(A block of data)
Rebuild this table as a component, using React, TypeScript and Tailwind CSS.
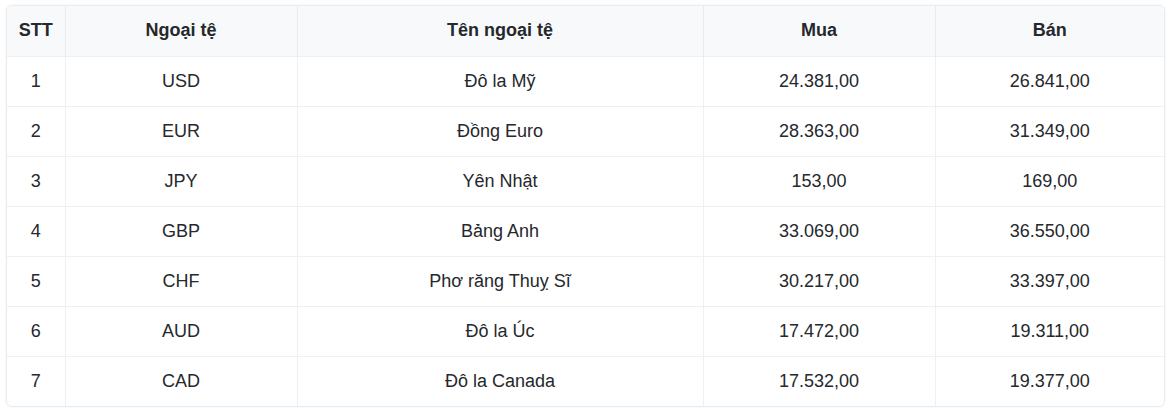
import React from "react";

const rows = [
  ["1", "USD", "Đô la Mỹ", "24.381,00", "26.841,00"],
  ["2", "EUR", "Đồng Euro", "28.363,00", "31.349,00"],
  ["3", "JPY", "Yên Nhật", "153,00", "169,00"],
  ["4", "GBP", "Bảng Anh", "33.069,00", "36.550,00"],
  ["5", "CHF", "Phơ răng Thuỵ Sĩ", "30.217,00", "33.397,00"],
  ["6", "AUD", "Đô la Úc", "17.472,00", "19.311,00"],
  ["7", "CAD", "Đô la Canada", "17.532,00", "19.377,00"],
];

export default function App() {
  return (
    <div
      className="w-[1170px] h-[408px] bg-white pt-[5px] pl-[6px] pr-[5px]"
      style={{ fontFamily: '"Liberation Sans", Arial, sans-serif' }}
    >
      <div className="rounded-[6px] border border-[#e9ecef] overflow-hidden shadow-[0_0_3px_rgba(0,0,0,0.06)]">
        <table className="w-full table-fixed border-collapse text-[18px] text-[#25282c]">
          <colgroup>
            <col className="w-[58px]" />
            <col className="w-[232px]" />
            <col className="w-[406px]" />
            <col className="w-[232px]" />
            <col />
          </colgroup>
          <thead>
            <tr className="bg-[#f8f9fa] h-[50px]">
              {["STT", "Ngoại tệ", "Tên ngoại tệ", "Mua", "Bán"].map((h, i) => (
                <th
                  key={h}
                  className={`font-bold text-center align-middle p-0 ${i > 0 ? "border-l border-[#e9ecef]" : ""}`}
                >
                  {h}
                </th>
              ))}
            </tr>
          </thead>
          <tbody>
            {rows.map((r) => (
              <tr key={r[0]} className="h-[50px] border-t border-[#eef0f2]">
                {r.map((c, i) => (
                  <td
                    key={i}
                    className={`text-center align-middle p-0 ${i > 0 ? "border-l border-[#eef0f2]" : ""}`}
                  >
                    {c}
                  </td>
                ))}
              </tr>
            ))}
          </tbody>
        </table>
      </div>
    </div>
  );
}
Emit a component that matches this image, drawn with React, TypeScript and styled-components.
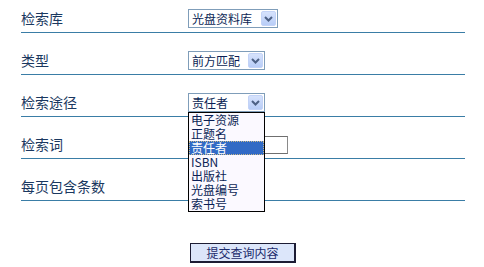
import React from 'react'
import styled, { createGlobalStyle } from 'styled-components';

const GlobalStyle = createGlobalStyle`
    body {
        margin: 0;
        background: #ffffff;
        font-family: "Noto Sans CJK SC", "Liberation Sans", sans-serif;
    }
`

const Form = styled.div`
    width: 444px;
    margin-left: 21px;
`

const Row = styled.div`
    display: flex;
    align-items: center;
    height: 19px;
    padding: 18px 0 4px;
    border-bottom: 1px solid #3a7da6;
    &:first-child {
        padding-top: 9px;
    }
`

const Label = styled.span`
    width: 167px;
    font-size: 14px;
    line-height: 19px;
    color: #1a3860;
`

const Field = styled.div`
    position: relative;
    display: flex;
    align-items: center;
    height: 19px;
`

const SelectBox = styled.div<{ $width: number }>`
    box-sizing: border-box;
    display: flex;
    align-items: center;
    justify-content: space-between;
    width: ${p => p.$width}px;
    height: 19px;
    padding: 0 1px 0 3px;
    border: 1px solid #7f9db9;
    background: #ffffff;
    font-size: 12px;
    color: #0b1f55;
`

const ArrowButton = styled.span`
    display: flex;
    align-items: center;
    justify-content: center;
    width: 15px;
    height: 15px;
    border-radius: 2px;
    background: linear-gradient(#d6e2fc, #b8cdf7);
    border: 1px solid #c3d3f7;
    box-sizing: border-box;
`

const TextInput = styled.div`
    box-sizing: border-box;
    width: 100px;
    height: 18px;
    border: 1px solid #6f6f6f;
    border-right-color: #8a8a8a;
    background: #ffffff;
`

const DropList = styled.ul`
    position: absolute;
    left: 0;
    top: 19px;
    z-index: 2;
    box-sizing: border-box;
    width: 77px;
    margin: 0;
    padding: 0;
    list-style: none;
    border: 1px solid #000000;
    background: #fbf9ff;
`

const DropItem = styled.li<{ $active?: boolean }>`
    height: 14px;
    line-height: 14px;
    padding-left: 2px;
    font-size: 12px;
    color: ${p => p.$active ? '#ffffff' : '#0b1f55'};
    background: ${p => p.$active ? '#316ac5' : 'transparent'};
    outline: ${p => p.$active ? '1px dotted #c9b98a' : 'none'};
    outline-offset: -1px;
    white-space: nowrap;
`

const ButtonRow = styled.div`
    display: flex;
    justify-content: center;
    padding-top: 42px;
`

const SubmitButton = styled.button`
    box-sizing: border-box;
    width: 106px;
    height: 20px;
    padding: 0;
    border: 1px solid #1c1c34;
    border-right-width: 2px;
    border-bottom-width: 2px;
    background: #dce6fa;
    font-family: "Noto Sans CJK SC", sans-serif;
    font-size: 12px;
    line-height: 16px;
    color: #1b2a6b;
`

function Chevron() {
    return (
        <svg width="9" height="6" viewBox="0 0 9 6">
            <path d="M1 1 L4.5 4.5 L8 1" fill="none" stroke="#4d6185" strokeWidth="2" />
        </svg>
    )
}

function Select({ value, width, children }: { value: string, width: number, children?: React.ReactNode }) {
    return (
        <Field>
            <SelectBox $width={width}>
                <span>{value}</span>
                <ArrowButton><Chevron /></ArrowButton>
            </SelectBox>
            {children}
        </Field>
    )
}

const routes = ['电子资源', '正题名', '责任者', 'ISBN', '出版社', '光盘编号', '索书号'];

export default function App() {
  return (
    <>
    <GlobalStyle />
    <Form>
        <Row>
            <Label>检索库</Label>
            <Select value="光盘资料库" width={90} />
        </Row>
        <Row>
            <Label>类型</Label>
            <Select value="前方匹配" width={77} />
        </Row>
        <Row>
            <Label>检索途径</Label>
            <Select value="责任者" width={77}>
                {/* 展开的下拉列表盖在下面两行之上 */}
                <DropList>
                    {routes.map(r => <DropItem key={r} $active={r === '责任者'}>{r}</DropItem>)}
                </DropList>
            </Select>
        </Row>
        <Row>
            <Label>检索词</Label>
            <Field><TextInput /></Field>
        </Row>
        <Row>
            <Label>每页包含条数</Label>
            <Field />
        </Row>
        <ButtonRow>
            <SubmitButton>提交查询内容</SubmitButton>
        </ButtonRow>
    </Form>
    </>
  )
}
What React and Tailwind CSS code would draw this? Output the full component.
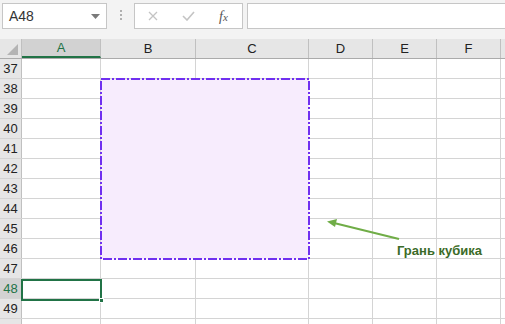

**Work instructions**
Leaving out the pictures, repeat the data above exactly.

**Response**
Rebuild this table as a component, using React, TypeScript and Tailwind CSS.
import React from "react";

const rows = [
  ["1", "USD", "Đô la Mỹ", "24.381,00", "26.841,00"],
  ["2", "EUR", "Đồng Euro", "28.363,00", "31.349,00"],
  ["3", "JPY", "Yên Nhật", "153,00", "169,00"],
  ["4", "GBP", "Bảng Anh", "33.069,00", "36.550,00"],
  ["5", "CHF", "Phơ răng Thuỵ Sĩ", "30.217,00", "33.397,00"],
  ["6", "AUD", "Đô la Úc", "17.472,00", "19.311,00"],
  ["7", "CAD", "Đô la Canada", "17.532,00", "19.377,00"],
];

export default function App() {
  return (
    <div
      className="w-[1170px] h-[408px] bg-white pt-[5px] pl-[6px] pr-[5px]"
      style={{ fontFamily: '"Liberation Sans", Arial, sans-serif' }}
    >
      <div className="rounded-[6px] border border-[#e9ecef] overflow-hidden shadow-[0_0_3px_rgba(0,0,0,0.06)]">
        <table className="w-full table-fixed border-collapse text-[18px] text-[#25282c]">
          <colgroup>
            <col className="w-[58px]" />
            <col className="w-[232px]" />
            <col className="w-[406px]" />
            <col className="w-[232px]" />
            <col />
          </colgroup>
          <thead>
            <tr className="bg-[#f8f9fa] h-[50px]">
              {["STT", "Ngoại tệ", "Tên ngoại tệ", "Mua", "Bán"].map((h, i) => (
                <th
                  key={h}
                  className={`font-bold text-center align-middle p-0 ${i > 0 ? "border-l border-[#e9ecef]" : ""}`}
                >
                  {h}
                </th>
              ))}
            </tr>
          </thead>
          <tbody>
            {rows.map((r) => (
              <tr key={r[0]} className="h-[50px] border-t border-[#eef0f2]">
                {r.map((c, i) => (
                  <td
                    key={i}
                    className={`text-center align-middle p-0 ${i > 0 ? "border-l border-[#eef0f2]" : ""}`}
                  >
                    {c}
                  </td>
                ))}
              </tr>
            ))}
          </tbody>
        </table>
      </div>
    </div>
  );
}
Emit a component that matches this image, drawn with React, TypeScript and styled-components.
import React from 'react'
import styled, { createGlobalStyle } from 'styled-components';

const GlobalStyle = createGlobalStyle`
    body {
        margin: 0;
        background: #ffffff;
        font-family: "Noto Sans CJK SC", "Liberation Sans", sans-serif;
    }
`

const Form = styled.div`
    width: 444px;
    margin-left: 21px;
`

const Row = styled.div`
    display: flex;
    align-items: center;
    height: 19px;
    padding: 18px 0 4px;
    border-bottom: 1px solid #3a7da6;
    &:first-child {
        padding-top: 9px;
    }
`

const Label = styled.span`
    width: 167px;
    font-size: 14px;
    line-height: 19px;
    color: #1a3860;
`

const Field = styled.div`
    position: relative;
    display: flex;
    align-items: center;
    height: 19px;
`

const SelectBox = styled.div<{ $width: number }>`
    box-sizing: border-box;
    display: flex;
    align-items: center;
    justify-content: space-between;
    width: ${p => p.$width}px;
    height: 19px;
    padding: 0 1px 0 3px;
    border: 1px solid #7f9db9;
    background: #ffffff;
    font-size: 12px;
    color: #0b1f55;
`

const ArrowButton = styled.span`
    display: flex;
    align-items: center;
    justify-content: center;
    width: 15px;
    height: 15px;
    border-radius: 2px;
    background: linear-gradient(#d6e2fc, #b8cdf7);
    border: 1px solid #c3d3f7;
    box-sizing: border-box;
`

const TextInput = styled.div`
    box-sizing: border-box;
    width: 100px;
    height: 18px;
    border: 1px solid #6f6f6f;
    border-right-color: #8a8a8a;
    background: #ffffff;
`

const DropList = styled.ul`
    position: absolute;
    left: 0;
    top: 19px;
    z-index: 2;
    box-sizing: border-box;
    width: 77px;
    margin: 0;
    padding: 0;
    list-style: none;
    border: 1px solid #000000;
    background: #fbf9ff;
`

const DropItem = styled.li<{ $active?: boolean }>`
    height: 14px;
    line-height: 14px;
    padding-left: 2px;
    font-size: 12px;
    color: ${p => p.$active ? '#ffffff' : '#0b1f55'};
    background: ${p => p.$active ? '#316ac5' : 'transparent'};
    outline: ${p => p.$active ? '1px dotted #c9b98a' : 'none'};
    outline-offset: -1px;
    white-space: nowrap;
`

const ButtonRow = styled.div`
    display: flex;
    justify-content: center;
    padding-top: 42px;
`

const SubmitButton = styled.button`
    box-sizing: border-box;
    width: 106px;
    height: 20px;
    padding: 0;
    border: 1px solid #1c1c34;
    border-right-width: 2px;
    border-bottom-width: 2px;
    background: #dce6fa;
    font-family: "Noto Sans CJK SC", sans-serif;
    font-size: 12px;
    line-height: 16px;
    color: #1b2a6b;
`

function Chevron() {
    return (
        <svg width="9" height="6" viewBox="0 0 9 6">
            <path d="M1 1 L4.5 4.5 L8 1" fill="none" stroke="#4d6185" strokeWidth="2" />
        </svg>
    )
}

function Select({ value, width, children }: { value: string, width: number, children?: React.ReactNode }) {
    return (
        <Field>
            <SelectBox $width={width}>
                <span>{value}</span>
                <ArrowButton><Chevron /></ArrowButton>
            </SelectBox>
            {children}
        </Field>
    )
}

const routes = ['电子资源', '正题名', '责任者', 'ISBN', '出版社', '光盘编号', '索书号'];

export default function App() {
  return (
    <>
    <GlobalStyle />
    <Form>
        <Row>
            <Label>检索库</Label>
            <Select value="光盘资料库" width={90} />
        </Row>
        <Row>
            <Label>类型</Label>
            <Select value="前方匹配" width={77} />
        </Row>
        <Row>
            <Label>检索途径</Label>
            <Select value="责任者" width={77}>
                {/* 展开的下拉列表盖在下面两行之上 */}
                <DropList>
                    {routes.map(r => <DropItem key={r} $active={r === '责任者'}>{r}</DropItem>)}
                </DropList>
            </Select>
        </Row>
        <Row>
            <Label>检索词</Label>
            <Field><TextInput /></Field>
        </Row>
        <Row>
            <Label>每页包含条数</Label>
            <Field />
        </Row>
        <ButtonRow>
            <SubmitButton>提交查询内容</SubmitButton>
        </ButtonRow>
    </Form>
    </>
  )
}
What React and Tailwind CSS code would draw this? Output the full component.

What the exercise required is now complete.